Ter zitting heeft de directeur toegelicht dat hij het de gezondsheidssituatie van klager zeer serieus neemt en vanuit die zorg ook meerdere malen met klager heeft gesproken over zijn gezondheid. Ook is het zo dat klager drie keer per week door de medische dienst wordt gezien. Daarnaast krijgt klager sinds 13 augustus 2021 vijf keer per dag Nutridrink ter aanvulling op de normale maaltijden. Klager kan bovendien in de winkel extra boodschappen doen. De directie heeft zodoende aan haar zorgplicht voldaan.
Beoordeling
Ten eerste merkt de beklagcommissie op dat klager over verschillende onderwerpen heeft geklaagd. Het deel van de klacht over het niet verkrijgen van wondzorg is op 28 september 2021 voor behandeling overgedragen aan het hoofd van de medische dienst. De beklagcommissie acht zich niet bevoegd op deze (medische) klacht te beslissen. De klacht over de vermissing van klagers persoonlijke eigendommen is afzonderlijk behandeld onder klachtnummer ZS-ZZ-2021-492, eveneens op de zitting van 14 februari 2022.
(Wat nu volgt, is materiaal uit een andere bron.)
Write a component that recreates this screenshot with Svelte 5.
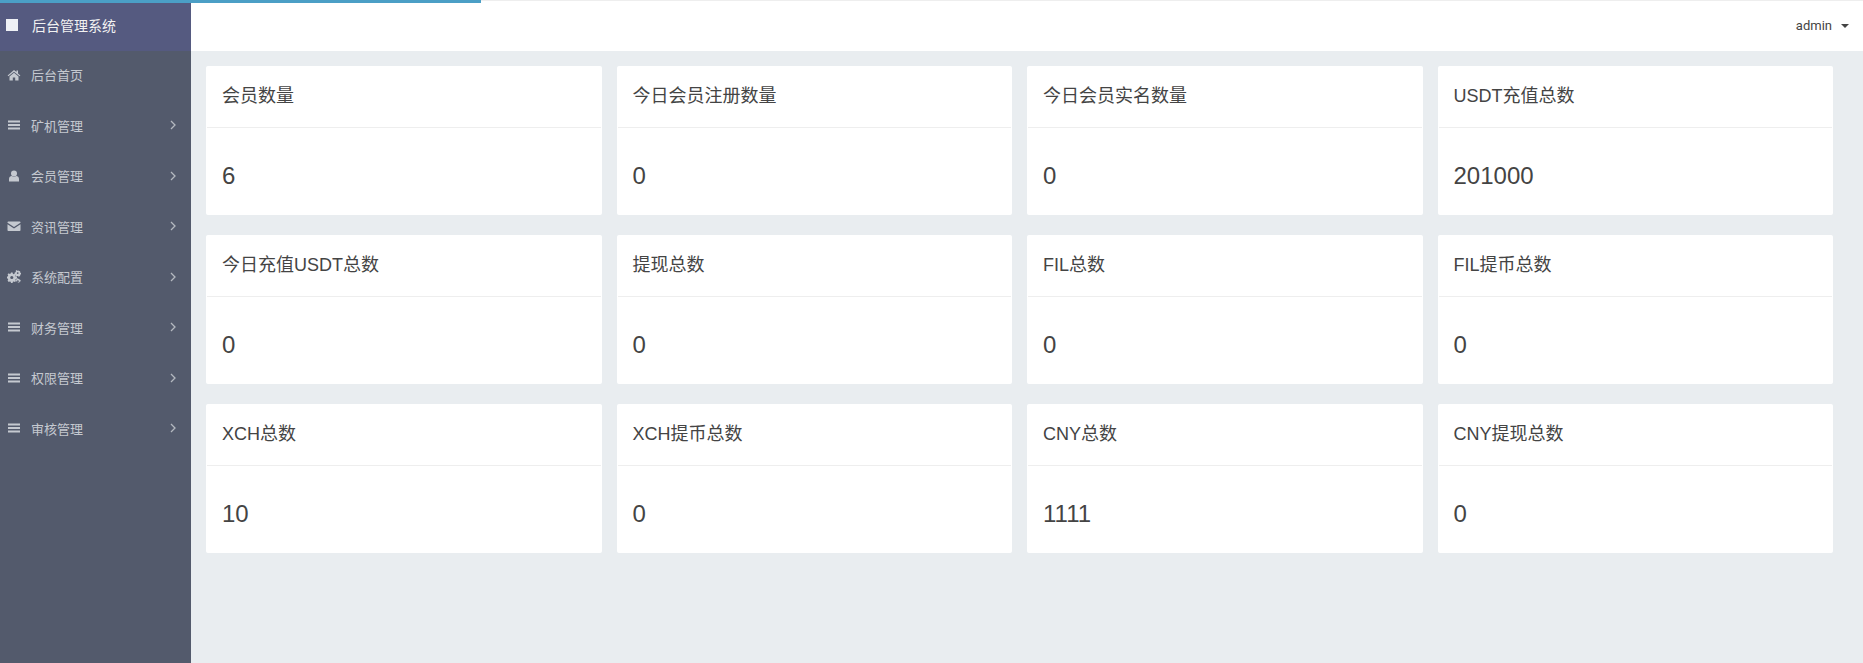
<script>
  const stats = [
    ['会员数量', 6], ['今日会员注册数量', 0], ['今日会员实名数量', 0], ['USDT充值总数', 201000],
    ['今日充值USDT总数', 0], ['提现总数', 0], ['FIL总数', 0], ['FIL提币总数', 0],
    ['XCH总数', 10], ['XCH提币总数', 0], ['CNY总数', 1111], ['CNY提现总数', 0]
  ];

  const menu = [
    { name: '后台首页', icon: 'home' },
    { name: '矿机管理', icon: 'bars', sub: true },
    { name: '会员管理', icon: 'user', sub: true },
    { name: '资讯管理', icon: 'mail', sub: true },
    { name: '系统配置', icon: 'cogs', sub: true },
    { name: '财务管理', icon: 'bars', sub: true },
    { name: '权限管理', icon: 'bars', sub: true },
    { name: '审核管理', icon: 'bars', sub: true }
  ];
</script>

<div class="progress"></div>

<div class="page">
  <aside class="sidebar">
    <div class="brand">
      <span class="brand-mark"></span>
      <span>后台管理系统</span>
    </div>
    <nav class="menu">
      {#each menu as item}
        <div class="menu-item">
          <svg class="menu-icon" viewBox="0 0 14 14" width="14" height="14" fill="currentColor">
            {#if item.icon === 'home'}
              <path d="M7 2 .6 7.4l.8.9L7 3.7l5.6 4.6.8-.9L11 5.400V2.600H9.500V4.100Z" />
              <path d="M7 4.800 2.500 8.500V12.500H5.800V9.500H8.200V12.500H11.500V8.500Z" />
            {:else if item.icon === 'bars'}
              <rect x="1" y="2.500" width="12" height="2" />
              <rect x="1" y="6" width="12" height="2" />
              <rect x="1" y="9.500" width="12" height="2" />
            {:else if item.icon === 'user'}
              <circle cx="7" cy="4.500" r="3" />
              <path d="M2 12.500V10c0-1.800 1.300-3 2.800-3 .6.500 1.300.8 2.200.8s1.600-.3 2.200-.8C10.700 7 12 8.200 12 10v2.500Z" />
            {:else if item.icon === 'mail'}
              <path d="M.5 3.300c0-.5.4-.8.8-.8h11.400c.4 0 .8.300.8.800v.5L7 8 .5 3.800Z" />
              <path d="M.5 5.200V11.200c0 .4.400.8.800.8h11.400c.4 0 .8-.4.800-.8V5.200L7 9.500Z" />
            {:else}
              <path fill-rule="evenodd" d="M4 2.600h1.600l.3 1.200.9.4 1.100-.6 1.100 1.100-.6 1.100.4.900 1.200.3v1.600l-1.200.3-.4.900.6 1.100-1.100 1.100-1.100-.6-.9.400-.3 1.200H4l-.3-1.200-.9-.4-1.100.6L.6 10.600l.6-1.100-.4-.9L-.4 8.300V6.700l1.200-.3.4-.9-.6-1.100 1.100-1.100 1.100.6.900-.4ZM4.800 5.900a1.600 1.600 0 1 0 0 3.200 1.600 1.600 0 0 0 0-3.200Z" />
              <path fill-rule="evenodd" d="M11.500.6l1.800.8-.3.9.4.5.9.100v1.600l-.9.100-.4.500.3.900-1.800.8-.5-.7h-.700l-.5.700-1.100-.6.200-1-.3-.600-.9-.2V2.500l.9-.2.300-.6-.2-1 1.100-.6.500.7h.700ZM10.700 2.200a.9.900 0 1 0 0 1.800.9.900 0 0 0 0-1.800Z" />
              <path fill-rule="evenodd" d="M11 8.800l1.300.1.300.9 1 .3v1.200l-1 .4-.3.800-1.300.1-.6-.8-.9-.2-.6-1 .5-.9-.1-.9.900-.4.200-.3ZM10.900 10.300a.9.900 0 1 0 0 1.800.9.900 0 0 0 0-1.800Z" />
            {/if}
          </svg>
          <span class="menu-name">{item.name}</span>
          {#if item.sub}
            <svg class="chevron" viewBox="0 0 6 10" width="6" height="10" fill="none" stroke="currentColor" stroke-width="1.300">
              <path d="M1 1l4 4-4 4" />
            </svg>
          {/if}
        </div>
      {/each}
    </nav>
  </aside>

  <div class="content">
    <header class="topbar">
      <span class="user">admin</span>
      <span class="caret"></span>
    </header>
    <main class="grid">
      {#each stats as [title, value]}
        <section class="card">
          <div class="card-title">{title}</div>
          <div class="card-value">{value}</div>
        </section>
      {/each}
    </main>
  </div>
</div>

<style>
  :global(body) {
    margin: 0;
    background: #e9edf0;
    font-family: "Liberation Sans", "Noto Sans CJK SC", sans-serif;
    color: #333;
  }

  .progress {
    position: absolute;
    top: 0;
    left: 0;
    width: 481px;
    height: 3px;
    background: #4b9fc6;
  }

  .page {
    display: flex;
    height: 663px;
    overflow: hidden;
  }

  .sidebar {
    width: 191px;
    flex: none;
    background: #535a6c;
  }

  .brand {
    display: flex;
    align-items: center;
    gap: 14px;
    height: 51px;
    padding: 0 0 2px 6px;
    box-sizing: border-box;
    background: #555a80;
    color: #f2f2f2;
    font-size: 14px;
    font-family: "Noto Sans CJK SC", sans-serif;
  }

  .brand-mark {
    width: 12px;
    height: 12px;
    background: #eef0f5;
  }

  .menu {
    display: flex;
    flex-direction: column;
    margin-top: -1.500px;
  }

  .menu-item {
    display: flex;
    align-items: center;
    height: 50.500px;
    padding: 0 15px 0 7px;
    color: #c5c9d0;
    font-size: 13px;
    font-family: "Noto Sans CJK SC", sans-serif;
  }

  .menu-icon {
    flex: none;
    margin-right: 10px;
  }

  .menu-name {
    flex: 1;
  }

  .chevron {
    color: #b4b8c0;
  }

  .content {
    flex: 1;
    min-width: 0;
  }

  .topbar {
    display: flex;
    align-items: center;
    justify-content: flex-end;
    gap: 9px;
    height: 51px;
    box-sizing: border-box;
    padding: 0 14px 2px 0;
    background: #fff;
    border-top: 1px solid #eee;
    font-size: 13px;
    font-family: Roboto, sans-serif;
    color: #444;
  }

  .caret {
    width: 0;
    height: 0;
    border-left: 4px solid transparent;
    border-right: 4px solid transparent;
    border-top: 4px solid #444;
    margin-top: 2px;
  }

  .grid {
    display: grid;
    grid-template-columns: repeat(4, 395.500px);
    gap: 19.800px 15px;
    padding: 15px;
  }

  .card {
    height: 149.200px;
    background: #fff;
    border-radius: 2px;
  }

  .card-title {
    height: 61px;
    margin: 0 1px;
    padding: 0 15px;
    border-bottom: 1px solid #eee;
    font-size: 18px;
    line-height: 60px;
    color: #444;
  }

  .card-value {
    padding: 33px 16px 0;
    font-size: 24px;
    line-height: 30px;
    color: #444;
  }
</style>
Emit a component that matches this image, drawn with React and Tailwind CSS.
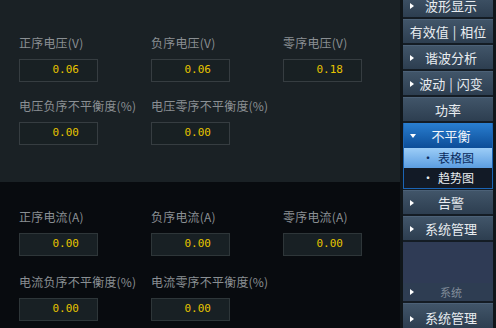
import React from 'react'

const font = { fontFamily: '"Noto Sans CJK SC", "Noto Sans", sans-serif' }

function Field({ label, value, dark }) {
    return (
        <div className="flex flex-col w-[79px]">
            <div className="text-[12px] leading-[12px] text-[#8a8f93] whitespace-nowrap tracking-[0.2px]">{label}</div>
            <div
                className={`mt-[10px] h-[23px] border flex items-center justify-end pr-[18px] ${dark ? 'bg-[#182024] border-[#2e3639]' : 'bg-[#182023] border-[#363d41]'}`}
            >
                <span className="text-[11px] text-[#e6c400] font-['DejaVu_Sans_Mono',monospace]">{value}</span>
            </div>
        </div>
    )
}

function Arrow() {
    return <span className="absolute left-[7px] top-1/2 -translate-y-1/2 w-0 h-0 border-y-[3px] border-y-transparent border-l-[4px] border-l-white" />
}

function Btn({ text, arrow }) {
    return (
        <div className="relative h-[24px] mb-[2px] flex items-center justify-center bg-gradient-to-b from-[#415569] to-[#2d3e50] text-[13px] text-[#e8ecf0] border-t border-[#4c6177]">
            {arrow && <Arrow />}
            <span className={arrow ? 'pl-[6px]' : ''}>{text}</span>
        </div>
    )
}

function Pair({ a, b }) {
    return (
        <span className="flex items-center">
            {a}
            <span className="mx-[4px]">|</span>
            {b}
        </span>
    )
}

export default function App() {
    return (
        <div className="w-[496px] h-[328px] flex bg-[#10161a] overflow-hidden" style={font}>
            <div className="w-[400px] h-full flex flex-col">
                <div className="h-[182px] bg-[#1a2125] pt-[37px] pl-[19px] flex flex-col gap-[18px]">
                    <div className="flex gap-[53px]">
                        <Field label="正序电压(V)" value="0.06" />
                        <Field label="负序电压(V)" value="0.06" />
                        <Field label="零序电压(V)" value="0.18" />
                    </div>
                    <div className="flex gap-[53px]">
                        <Field label="电压负序不平衡度(%)" value="0.00" />
                        <Field label="电压零序不平衡度(%)" value="0.00" />
                    </div>
                </div>
                <div className="flex-1 bg-[#080b0f] pt-[29px] pl-[19px] flex flex-col gap-[20px]">
                    <div className="flex gap-[53px]">
                        <Field dark label="正序电流(A)" value="0.00" />
                        <Field dark label="负序电流(A)" value="0.00" />
                        <Field dark label="零序电流(A)" value="0.00" />
                    </div>
                    <div className="flex gap-[53px]">
                        <Field dark label="电流负序不平衡度(%)" value="0.00" />
                        <Field dark label="电流零序不平衡度(%)" value="0.00" />
                    </div>
                </div>
            </div>
            <div className="ml-[3px] w-[90px] h-full flex flex-col bg-[#141c24]">
                <div className="-mt-[7px] shrink-0">
                    <Btn text="波形显示" arrow />
                    <Btn text={<Pair a="有效值" b="相位" />} />
                    <Btn text="谐波分析" arrow />
                    <Btn text={<Pair a="波动" b="闪变" />} arrow />
                    <Btn text="功率" />
                    <div className="border border-[#1b64b4] border-t-0 mb-[1px]">
                        <div className="relative h-[25px] flex items-center justify-center bg-gradient-to-b from-[#2a7fd0] to-[#0c4d98] text-[13px] text-[#eef4fa]">
                            <span className="absolute left-[6px] top-1/2 -translate-y-1/2 w-0 h-0 border-x-[3px] border-x-transparent border-t-[4px] border-t-white" />
                            <span className="pl-[6px]">不平衡</span>
                        </div>
                        <div className="h-[20px] flex items-center justify-center bg-gradient-to-b from-[#9ccdf7] to-[#5b9de0] text-[12px] text-[#0b2c5e]">
                            <span className="mr-[4px]">·</span>表格图
                        </div>
                        <div className="h-[20px] flex items-center justify-center bg-[#121a26] text-[12px] text-[#e8ecf0]">
                            <span className="mr-[4px]">·</span>趋势图
                        </div>
                    </div>
                    <Btn text="告警" arrow />
                    <Btn text="系统管理" arrow />
                </div>
                <div className="flex-1 bg-[#2f3b55] flex flex-col justify-end">
                    <div className="relative h-[18px] flex items-center justify-center bg-[#2e3d52] text-[11px] text-[#a4aeb8]">
                        <Arrow />
                        <span className="pl-[6px] opacity-70">系统</span>
                    </div>
                </div>
                <div className="h-[2px] shrink-0 bg-[#141c24]" />
                <div className="relative h-[25px] shrink-0 pt-[4px] flex items-center justify-center bg-gradient-to-b from-[#415569] to-[#2d3e50] text-[13px] text-[#e8ecf0] border-t border-[#4c6177]">
                    <span className="absolute left-[7px] top-[12px] w-0 h-0 border-y-[3px] border-y-transparent border-l-[4px] border-l-white" />
                    <span className="pl-[6px]">系统管理</span>
                </div>
            </div>
            <div className="w-[3px] bg-[#10161a]" />
        </div>
    )
}
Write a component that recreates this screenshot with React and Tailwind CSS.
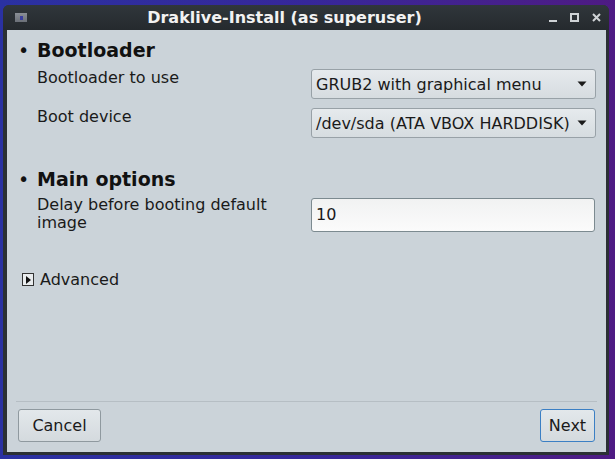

Het verstrekking van speciale voeding
Op grond van artikel 42, eerste lid onder a, van de Penitentiaire beginselenwet (Pbw) draagt de directeur zorg voor de vestrekking van de door de inrichting verbonden arts of diens vervanger voorgeschreven diëten. Klager is zodoende ontvankelijk in zijn klacht.
Klager klaagt erover dat hij minimaal anderhalve maand geen speciale voeding verstrekt heeft gekregen, terwijl dit van tevoren door JC Zaanstad aan klager is toegezegd. De directie stelt zich op het standpunt dat klager sinds 13 augustus 2021 vijf keer per dag Nutridrink krijgt.
De beklagcommissie stelt dat op basis van de stukken niet kan worden vastgesteld vanaf wanneer aan klager Nutridrink is verstrekt. Bij de stukken van de directie zitten bijvoorbeeld geen dagrapportages waaruit dat blijkt, hetgeen in de bijzondere situatie van klager wel van de directie had mogen worden verwacht. Het staat in ieder geval vast dat klager tussen 10 augustus en 13 augustus 2021 geen Nutridrink verstrekt heeft gekregen, terwijl de juiste verzorging een belangrijke voorwaarde was voor de komst van klager na zijn strafonderbreking. Het is zodoende voldoende aannemelijk dat klager een bepaalde periode de voorgeschreven Nutridrink niet heeft gekregen. Gelet hierop, is de beklagcommissie van oordeel dat de directie haar zorgplicht heeft geschonden. Het beklag zal zodoende gegrond worden verklaard.
De beklagcommissie is van oordeel dat klager een tegemoetkoming toekomt ter compensatie van het nadeel dat klager heeft ondervonden. De tegemoetkoming wordt vastgesteld op € 25,-.
BESLISSING
De beklagcommissie verklaart de klacht gegrond en stelt een tegemoetkoming vast van € 25,-.
Aldus gegeven op 14 februari 2022 door mr. C.L. Verhoeven, voorzitter, H. Boven-Ebskamp en drs. C. Verwoerd, leden, van de beklagcommissie uit de Commissie van Toezicht bij het Justitieel Complex Zaanstad, bijgestaan door mr. N.L. de Groot, secretaris.